# [Set exercise]
Starting with the first line of the data below, copy each line up to and including the one containing "import React from". Pictures stay out.

# [Information shown]
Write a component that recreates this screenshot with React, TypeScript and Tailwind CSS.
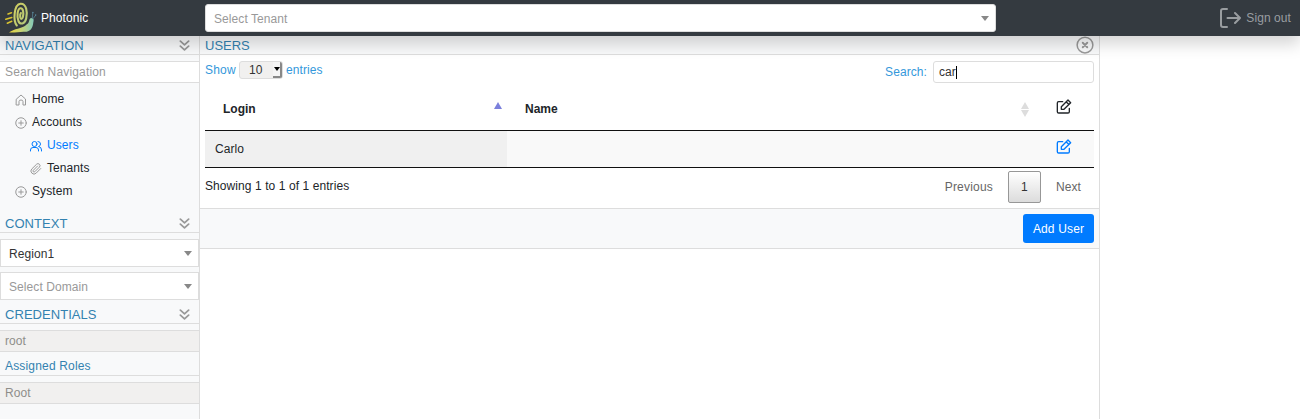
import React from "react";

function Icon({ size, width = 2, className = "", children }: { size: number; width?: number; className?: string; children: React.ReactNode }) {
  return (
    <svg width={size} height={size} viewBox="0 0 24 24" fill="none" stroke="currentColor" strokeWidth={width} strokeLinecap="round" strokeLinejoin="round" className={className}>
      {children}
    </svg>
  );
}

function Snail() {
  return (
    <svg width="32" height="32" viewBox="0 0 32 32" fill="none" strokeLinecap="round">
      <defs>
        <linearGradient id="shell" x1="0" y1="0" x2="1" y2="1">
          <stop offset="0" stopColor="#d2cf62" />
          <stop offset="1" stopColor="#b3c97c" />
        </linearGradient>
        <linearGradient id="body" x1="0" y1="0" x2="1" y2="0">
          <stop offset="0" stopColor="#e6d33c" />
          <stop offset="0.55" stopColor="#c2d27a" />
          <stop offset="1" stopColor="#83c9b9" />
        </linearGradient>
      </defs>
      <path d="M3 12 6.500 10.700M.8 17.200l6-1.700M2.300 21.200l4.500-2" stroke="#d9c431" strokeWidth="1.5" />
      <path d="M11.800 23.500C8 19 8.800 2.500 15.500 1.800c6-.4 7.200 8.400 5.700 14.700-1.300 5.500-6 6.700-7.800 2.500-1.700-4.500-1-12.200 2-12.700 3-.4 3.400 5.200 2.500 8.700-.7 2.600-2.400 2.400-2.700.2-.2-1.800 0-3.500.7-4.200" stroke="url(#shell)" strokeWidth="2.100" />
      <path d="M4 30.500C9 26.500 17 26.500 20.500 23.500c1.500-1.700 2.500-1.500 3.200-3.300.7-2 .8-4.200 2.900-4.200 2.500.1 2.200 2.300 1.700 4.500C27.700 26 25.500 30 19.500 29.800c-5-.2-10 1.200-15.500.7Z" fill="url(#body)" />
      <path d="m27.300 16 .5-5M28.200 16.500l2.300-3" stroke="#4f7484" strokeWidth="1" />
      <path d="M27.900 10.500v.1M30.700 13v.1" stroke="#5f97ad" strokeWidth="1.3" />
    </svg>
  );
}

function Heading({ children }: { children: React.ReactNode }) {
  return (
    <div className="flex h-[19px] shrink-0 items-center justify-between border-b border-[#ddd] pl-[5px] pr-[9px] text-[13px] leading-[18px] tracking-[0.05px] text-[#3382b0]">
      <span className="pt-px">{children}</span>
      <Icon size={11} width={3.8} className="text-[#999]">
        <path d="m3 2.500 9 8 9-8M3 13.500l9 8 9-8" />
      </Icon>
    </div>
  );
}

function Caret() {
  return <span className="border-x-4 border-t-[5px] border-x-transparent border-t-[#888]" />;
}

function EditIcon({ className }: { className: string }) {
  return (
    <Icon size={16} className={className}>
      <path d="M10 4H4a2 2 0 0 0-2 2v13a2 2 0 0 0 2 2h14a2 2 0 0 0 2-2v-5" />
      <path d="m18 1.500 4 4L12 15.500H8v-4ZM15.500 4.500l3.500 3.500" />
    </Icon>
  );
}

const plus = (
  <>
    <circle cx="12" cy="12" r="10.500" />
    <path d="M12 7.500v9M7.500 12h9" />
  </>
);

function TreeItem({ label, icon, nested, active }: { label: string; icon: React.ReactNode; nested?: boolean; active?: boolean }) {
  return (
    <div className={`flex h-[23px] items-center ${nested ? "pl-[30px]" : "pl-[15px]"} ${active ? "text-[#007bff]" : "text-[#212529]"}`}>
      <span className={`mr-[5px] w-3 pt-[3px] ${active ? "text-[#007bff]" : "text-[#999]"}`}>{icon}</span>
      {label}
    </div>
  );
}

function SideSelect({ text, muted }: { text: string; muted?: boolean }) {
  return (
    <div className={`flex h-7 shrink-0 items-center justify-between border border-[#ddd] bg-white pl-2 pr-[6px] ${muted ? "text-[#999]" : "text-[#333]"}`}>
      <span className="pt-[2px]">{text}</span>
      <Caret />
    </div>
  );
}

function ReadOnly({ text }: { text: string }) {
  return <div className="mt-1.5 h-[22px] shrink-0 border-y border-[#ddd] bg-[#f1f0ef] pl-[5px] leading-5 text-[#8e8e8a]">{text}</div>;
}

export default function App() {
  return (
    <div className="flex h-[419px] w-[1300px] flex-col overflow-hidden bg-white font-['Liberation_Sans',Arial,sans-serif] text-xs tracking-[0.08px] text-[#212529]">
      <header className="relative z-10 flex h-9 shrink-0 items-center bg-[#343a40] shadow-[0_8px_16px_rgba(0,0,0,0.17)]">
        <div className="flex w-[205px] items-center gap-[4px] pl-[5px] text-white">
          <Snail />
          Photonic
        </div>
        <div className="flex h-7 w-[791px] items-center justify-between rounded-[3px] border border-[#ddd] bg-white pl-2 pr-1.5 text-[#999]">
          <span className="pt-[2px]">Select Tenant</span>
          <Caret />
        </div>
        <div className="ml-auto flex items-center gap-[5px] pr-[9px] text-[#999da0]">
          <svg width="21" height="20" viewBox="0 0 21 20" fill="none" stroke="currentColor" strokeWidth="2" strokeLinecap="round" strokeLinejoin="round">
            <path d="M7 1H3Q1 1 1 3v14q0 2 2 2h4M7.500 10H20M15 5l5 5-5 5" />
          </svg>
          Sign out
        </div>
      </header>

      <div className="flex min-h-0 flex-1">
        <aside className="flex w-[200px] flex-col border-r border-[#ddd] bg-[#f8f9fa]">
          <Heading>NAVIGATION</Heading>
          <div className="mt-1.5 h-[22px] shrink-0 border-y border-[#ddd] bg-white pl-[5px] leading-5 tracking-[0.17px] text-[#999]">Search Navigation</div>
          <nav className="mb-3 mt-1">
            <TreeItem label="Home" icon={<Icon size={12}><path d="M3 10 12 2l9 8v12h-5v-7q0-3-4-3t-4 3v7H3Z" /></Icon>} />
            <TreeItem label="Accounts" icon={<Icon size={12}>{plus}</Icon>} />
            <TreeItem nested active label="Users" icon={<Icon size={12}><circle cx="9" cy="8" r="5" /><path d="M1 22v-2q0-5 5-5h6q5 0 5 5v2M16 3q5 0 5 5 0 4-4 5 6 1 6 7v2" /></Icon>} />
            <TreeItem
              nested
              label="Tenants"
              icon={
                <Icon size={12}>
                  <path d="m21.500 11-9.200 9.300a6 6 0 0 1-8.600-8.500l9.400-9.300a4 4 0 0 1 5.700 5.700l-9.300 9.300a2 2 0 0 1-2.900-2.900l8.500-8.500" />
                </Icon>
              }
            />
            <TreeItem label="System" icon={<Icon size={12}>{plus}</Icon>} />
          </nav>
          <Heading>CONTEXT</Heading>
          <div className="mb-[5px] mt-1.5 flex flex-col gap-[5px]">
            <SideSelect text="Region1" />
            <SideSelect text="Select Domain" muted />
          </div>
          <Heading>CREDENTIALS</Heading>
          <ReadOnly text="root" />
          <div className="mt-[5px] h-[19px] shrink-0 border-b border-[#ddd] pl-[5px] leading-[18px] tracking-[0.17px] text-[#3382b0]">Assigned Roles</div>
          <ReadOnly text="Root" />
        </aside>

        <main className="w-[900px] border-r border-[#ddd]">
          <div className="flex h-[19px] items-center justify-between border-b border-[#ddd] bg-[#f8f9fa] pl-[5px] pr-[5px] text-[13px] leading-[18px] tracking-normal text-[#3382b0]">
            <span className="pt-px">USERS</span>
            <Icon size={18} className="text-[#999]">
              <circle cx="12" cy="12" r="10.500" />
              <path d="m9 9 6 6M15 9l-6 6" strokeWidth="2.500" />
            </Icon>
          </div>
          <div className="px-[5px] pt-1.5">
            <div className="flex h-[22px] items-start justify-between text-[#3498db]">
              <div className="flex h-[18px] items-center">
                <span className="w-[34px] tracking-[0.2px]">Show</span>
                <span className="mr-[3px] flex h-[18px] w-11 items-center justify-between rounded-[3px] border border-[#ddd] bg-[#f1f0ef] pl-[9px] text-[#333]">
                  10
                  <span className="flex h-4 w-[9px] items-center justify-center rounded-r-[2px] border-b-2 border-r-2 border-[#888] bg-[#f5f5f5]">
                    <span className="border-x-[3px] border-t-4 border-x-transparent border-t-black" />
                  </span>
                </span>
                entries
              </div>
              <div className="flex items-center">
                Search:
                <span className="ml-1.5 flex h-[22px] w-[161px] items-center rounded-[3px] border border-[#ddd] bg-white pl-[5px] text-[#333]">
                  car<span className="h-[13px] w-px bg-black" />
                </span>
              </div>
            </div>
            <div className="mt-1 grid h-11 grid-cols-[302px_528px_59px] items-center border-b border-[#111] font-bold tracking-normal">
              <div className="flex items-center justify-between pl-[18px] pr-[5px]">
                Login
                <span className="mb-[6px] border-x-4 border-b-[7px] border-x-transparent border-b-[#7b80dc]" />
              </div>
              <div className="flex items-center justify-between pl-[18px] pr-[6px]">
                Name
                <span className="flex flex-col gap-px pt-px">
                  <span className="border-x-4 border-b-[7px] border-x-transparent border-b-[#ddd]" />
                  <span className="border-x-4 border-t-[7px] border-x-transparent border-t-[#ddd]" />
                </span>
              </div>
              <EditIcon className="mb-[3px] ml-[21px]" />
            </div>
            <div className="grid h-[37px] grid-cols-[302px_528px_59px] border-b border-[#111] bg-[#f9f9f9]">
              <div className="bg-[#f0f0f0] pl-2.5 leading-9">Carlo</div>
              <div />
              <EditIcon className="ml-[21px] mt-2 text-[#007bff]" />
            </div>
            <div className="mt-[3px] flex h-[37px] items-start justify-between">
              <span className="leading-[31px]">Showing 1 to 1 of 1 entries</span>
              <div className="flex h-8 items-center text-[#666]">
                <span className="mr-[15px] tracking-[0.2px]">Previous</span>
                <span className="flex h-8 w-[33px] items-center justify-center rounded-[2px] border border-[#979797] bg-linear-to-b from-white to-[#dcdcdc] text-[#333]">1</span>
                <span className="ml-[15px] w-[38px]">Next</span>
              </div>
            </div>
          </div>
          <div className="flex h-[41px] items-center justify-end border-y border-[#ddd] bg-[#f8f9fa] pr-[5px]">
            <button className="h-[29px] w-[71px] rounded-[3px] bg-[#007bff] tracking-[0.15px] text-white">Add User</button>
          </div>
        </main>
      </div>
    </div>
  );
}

# [Result of the exercise]
Write a component that recreates this screenshot with React, TypeScript and Tailwind CSS.
import React from "react";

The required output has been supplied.